Created attachment 86952 [details] [review] Add support for _NET_WM_MOVERESIZE_CANCEL While I'm not sure if this is _NET_WM_MOVERESIZE_CANCEL related or not, it could be and it was pretty easy to add support for this, so I cooked up a patch. Don't have a good program around to test with. I guess I could cook one up, but I'm starting to run short on time...
The issue is still occuring on 2.18.2 with the patch from attachment 86952 [details] [review]. We experienced the issue again with meta_topic debugging enabled, I'll mail the end of the log privately after the window titles have been renamed.
Patch looks sane; I'll write a veracity test for it later, but for now it's small enough I'm just putting it into trunk. http://svn.gnome.org/viewvc/metacity?rev=4088&view=rev James: is this still a problem for you?

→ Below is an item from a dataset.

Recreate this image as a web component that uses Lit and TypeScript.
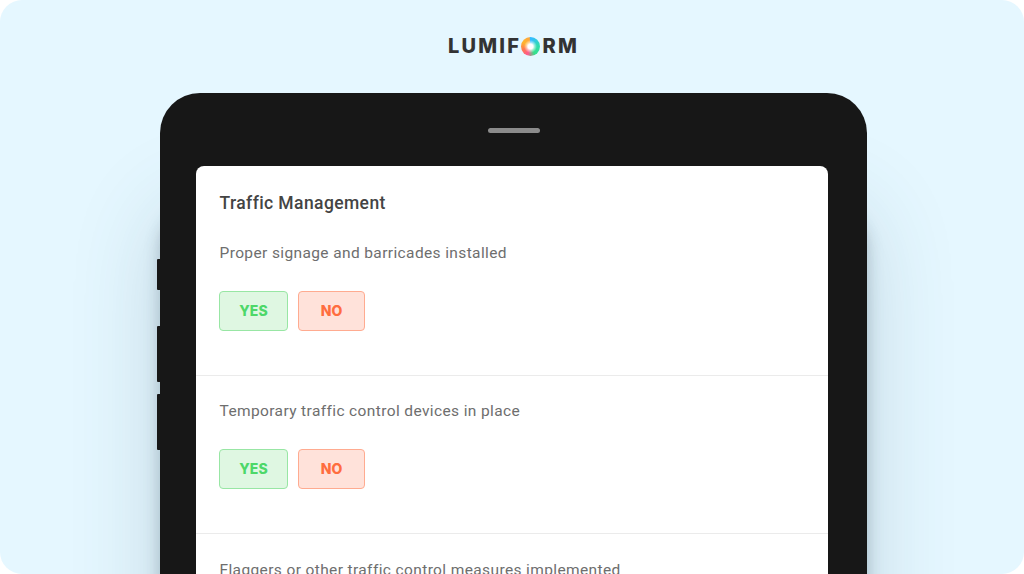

We switched x86_64 to i386 shortly after the last message, and the issue has only repeated itself once more since then (have not updated since original report). So the bug is still in there, but masked nearly perfectly when running i386.
James: sorry to reply after so long, but did the problem re-occur on i386 before you used a version of Metacity with the above patch included? I'm closing this as FIXED for now, but if it did re-occur, please re-open the bug.